U.S. Cotton Outlook
The MY 2002/03 U.S. production forecast was lowered slightly this month (less than one percent) as a combination of weather problems in the Southeast offset higher forecasts in all other regions. The domestic use forecast is unchanged from last month. The U.S. export forecast was reduced nearly 2 percent, primarily because export sales thus far in the marketing year have been slower than expected. These changes pushed up the U.S. ending stocks forecast 100,000 bales to 6.8 million.
Other than small adjustments to imports and use, there were no changes made to MY 2001/02 U.S. estimates. Ending stocks and export estimates were not reconciled with the Census Bureau's data. The Bureau has indicated that it will further revise its stocks survey in late October.
World Cotton Outlook
World totals for MY 2002/03 reflect slightly lower trade and consumption forecasts relative to last month. Forecast world production is virtually unchanged, as reductions in Australia, the United States and Uzbekistan are almost completely offset by increases in India, Syria, and Turkey. Most of the drop in consumption is attributable to South Korea and Brazil. Import forecasts were lowered for Korea and Brazil due to lower forecasted use, as well as India and Turkey, where domestic supply is now expected to be higher than last month's forecast. Due to adverse weather conditions affecting supply on one hand and sluggish foreign mill demand on the other, export forecasts were lowered for the four major exporters -- Australia, Franc-Zone Africa, the United States and Uzbekistan. This month's world ending stocks forecast is up nearly 2 percent, reflecting lower consumption, but also a higher beginning stocks estimate, as revisions to last year's production are carried through.
The world total production estimate for MY 2001/02 is slightly higher this month, reflecting upward revisions for Brazil, Turkey and Argentina.
The A-Index, a principal measure of international cotton prices, is an average of the five lowest quotes of cotton for delivery to Northern European ports. In September, the index averaged 49.03 cents per pound, down 0.40 cents from the previous month.

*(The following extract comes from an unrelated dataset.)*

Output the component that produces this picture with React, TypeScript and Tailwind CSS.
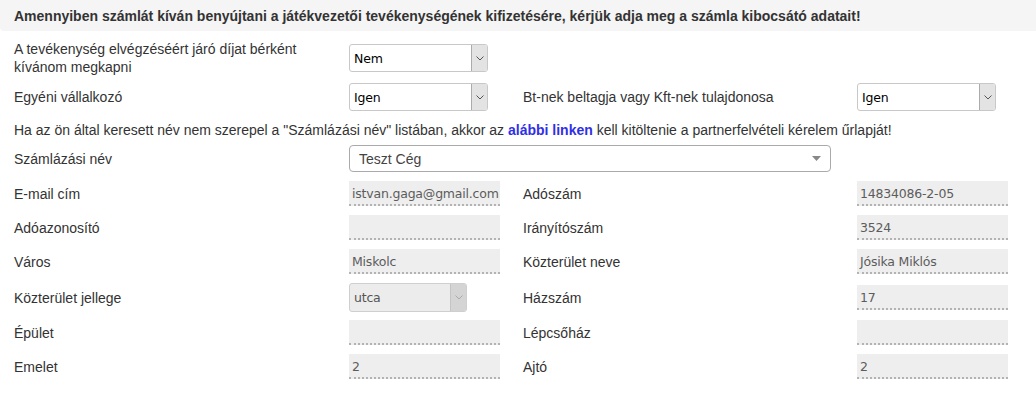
import React from "react";

const GRID = "grid grid-cols-[335px_174px_334px_1fr] items-center";

function Chevron({ color = "#555" }: { color?: string }) {
  return (
    <svg width="8" height="5" viewBox="0 0 8 5" fill="none">
      <path d="M0.5 0.5 L4 4 L7.5 0.5" stroke={color} strokeWidth="1" />
    </svg>
  );
}

function Sel({ value, w = "w-[139px]" }: { value: string; w?: string }) {
  return (
    <div
      className={`${w} h-[28px] flex items-stretch bg-white border border-[#c8c8c8] rounded-[3px] overflow-hidden`}
    >
      <div className="flex-1 flex items-center pl-[4px] pt-[1px] text-[12.5px] text-black font-['DejaVu_Sans',sans-serif] tracking-[-0.2px]">
        {value}
      </div>
      <div className="w-[16px] flex items-center justify-center bg-[#e3e3e3] border-l border-[#ababab]">
        <Chevron />
      </div>
    </div>
  );
}

function DisabledSel({ value }: { value: string }) {
  return (
    <div className="w-[118px] h-[29px] flex items-stretch bg-[#ececec] border border-[#cfcfcf] rounded-[3px] overflow-hidden">
      <div className="flex-1 flex items-center pl-[4px] pt-[1px] text-[12.5px] text-[#555] font-['DejaVu_Sans',sans-serif] tracking-[-0.2px]">
        {value}
      </div>
      <div className="w-[16px] flex items-center justify-center bg-[#d4d4d4] border-l border-[#c4c4c4]">
        <Chevron color="#aaa" />
      </div>
    </div>
  );
}

function RO({ value }: { value?: string }) {
  return (
    <div className="w-[151px] h-[25px] bg-[#eeeeee] border-b-2 border-dotted border-[#b3b3b3] flex items-center pl-[3px] pt-[2px] text-[12.5px] tracking-[-0.2px] text-[#5c5c5c] font-['DejaVu_Sans',sans-serif] whitespace-nowrap overflow-hidden">
      {value}
    </div>
  );
}

function Row({
  l1,
  v1,
  l2,
  v2,
  mt = "mt-[9px]",
  h = "h-[25px]",
}: {
  l1: string;
  v1: React.ReactNode;
  l2: string;
  v2: React.ReactNode;
  mt?: string;
  h?: string;
}) {
  return (
    <div className={`${GRID} ${mt} ${h}`}>
      <div>{l1}</div>
      <div>{v1}</div>
      <div>{l2}</div>
      <div>{v2}</div>
    </div>
  );
}

export default function App() {
  return (
    <div className="w-[1036px] h-[410px] bg-white font-['Liberation_Sans',Arial,sans-serif] text-[14px] text-[#333] leading-[18px]">
      <div className="h-[31px] bg-[#f5f5f5] rounded-bl-[4px] flex items-center pl-[14px] pt-[1px] font-bold">
        Amennyiben számlát kíván benyújtani a játékvezetői tevékenységének kifizetésére, kérjük adja meg a számla kibocsátó adatait!
      </div>
      <div className="pl-[14px]">
        <div className={`${GRID} mt-[9px] h-[36px]`}>
          <div className="leading-[18px]">
            A tevékenység elvégzéséért járó díjat bérként
            <br />
            kívánom megkapni
          </div>
          <div>
            <Sel value="Nem" />
          </div>
          <div />
          <div />
        </div>
        <div className={`${GRID} mt-[7px] h-[28px]`}>
          <div>Egyéni vállalkozó</div>
          <div>
            <Sel value="Igen" />
          </div>
          <div>Bt-nek beltagja vagy Kft-nek tulajdonosa</div>
          <div>
            <Sel value="Igen" />
          </div>
        </div>
        <div className="mt-[10px] h-[18px] whitespace-nowrap">
          Ha az ön által keresett név nem szerepel a "Számlázási név" listában, akkor az{" "}
          <span className="font-bold text-[#2f2fe6]">alábbi linken</span> kell kitöltenie a
          partnerfelvételi kérelem űrlapját!
        </div>
        <div className="grid grid-cols-[335px_1fr] items-center mt-[6px] h-[27px]">
          <div>Számlázási név</div>
          <div className="w-[482px] h-[27px] bg-white border border-[#aaa] rounded-[4px] flex items-center pl-[9px] pr-[9px] text-[#444]">
            <span className="flex-1">Teszt Cég</span>
            <svg width="9" height="5" viewBox="0 0 9 5">
              <path d="M0 0 H9 L4.5 5 Z" fill="#888" />
            </svg>
          </div>
        </div>
        <Row l1="E-mail cím" v1={<RO value="istvan.gaga@gmail.com" />} l2="Adószám" v2={<RO value="14834086-2-05" />} />
        <Row l1="Adóazonosító" v1={<RO />} l2="Irányítószám" v2={<RO value="3524" />} />
        <Row l1="Város" v1={<RO value="Miskolc" />} l2="Közterület neve" v2={<RO value="Jósika Miklós" />} />
        <Row l1="Közterület jellege" v1={<DisabledSel value="utca" />} l2="Házszám" v2={<RO value="17" />} h="h-[29px]" />
        <Row l1="Épület" v1={<RO />} l2="Lépcsőház" v2={<RO />} mt="mt-[8px]" />
        <Row l1="Emelet" v1={<RO value="2" />} l2="Ajtó" v2={<RO value="2" />} />
      </div>
    </div>
  );
}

Syria had the lowest average quote in September at 48.60 cents per pound. The Memphis quote averaged 48.80 cents per pound, down 1.81 cents from the previous month. In New York, the average daily settlement price of the nearby October futures contract was 42.39 cents per pound in September, down from 44.64 cents in August.
U.S. Cotton Highlights
COTTON CONSUMPTION: The seasonally adjusted daily rate of U.S. cotton consumption in August 2002 was 28,145 (480-lb.) bales, down from 33,245 in July. A total of 591,325 bales were consumed during the four weeks of August, compared with 592,038 during the four weeks of July. The seasonally adjusted annualized consumption rate for the month of August was 7.346 million bales, down from 8.677 million in July.
TEXTILE MILL REPORT: Domestic mills showed interest in Light Spotted and Spotted 2001-crop cotton, but little interest in 2002-crop. Yarn demand was moderate to good. Consumption of raw cotton remained steady. Declining retail demand caused concerns about rising finished goods inventories.
COTTON STOCKS: U.S. cotton stocks on hand in consuming establishments at the end of August were 508,433 bales (480-lb), up from 477,227 in July. Stocks held in public storage and compresses in August totaled 5.88 million bales, down from 6.65 million in July. Active spindles in August totaled 2.70 million, of which 1.55 million were dedicated to 100-percent cotton, compared with 3.3 million for the same time last year, with 1.94 million dedicated to 100-percent cotton. Cotton's share on the cotton spindle system in August was 81.1 percent.
U.S. COTTON EXPORTS in July 2002 totaled 650,167 (480-lb) bales, down from 822,115 bales in June 2002, according to the U.S. Bureau of the Census. Mexico, Turkey, Thailand and Indonesia were the major destinations in July. According to the U.S. Bureau of the Census, total U.S. exports in marketing year 2001/02 were 10.4 million bales.
U.S. COTTON IMPORTS in July 2002 totaled 904 (480-lb) bales, down from 1,198 bales in June. All of the imports came from Egypt.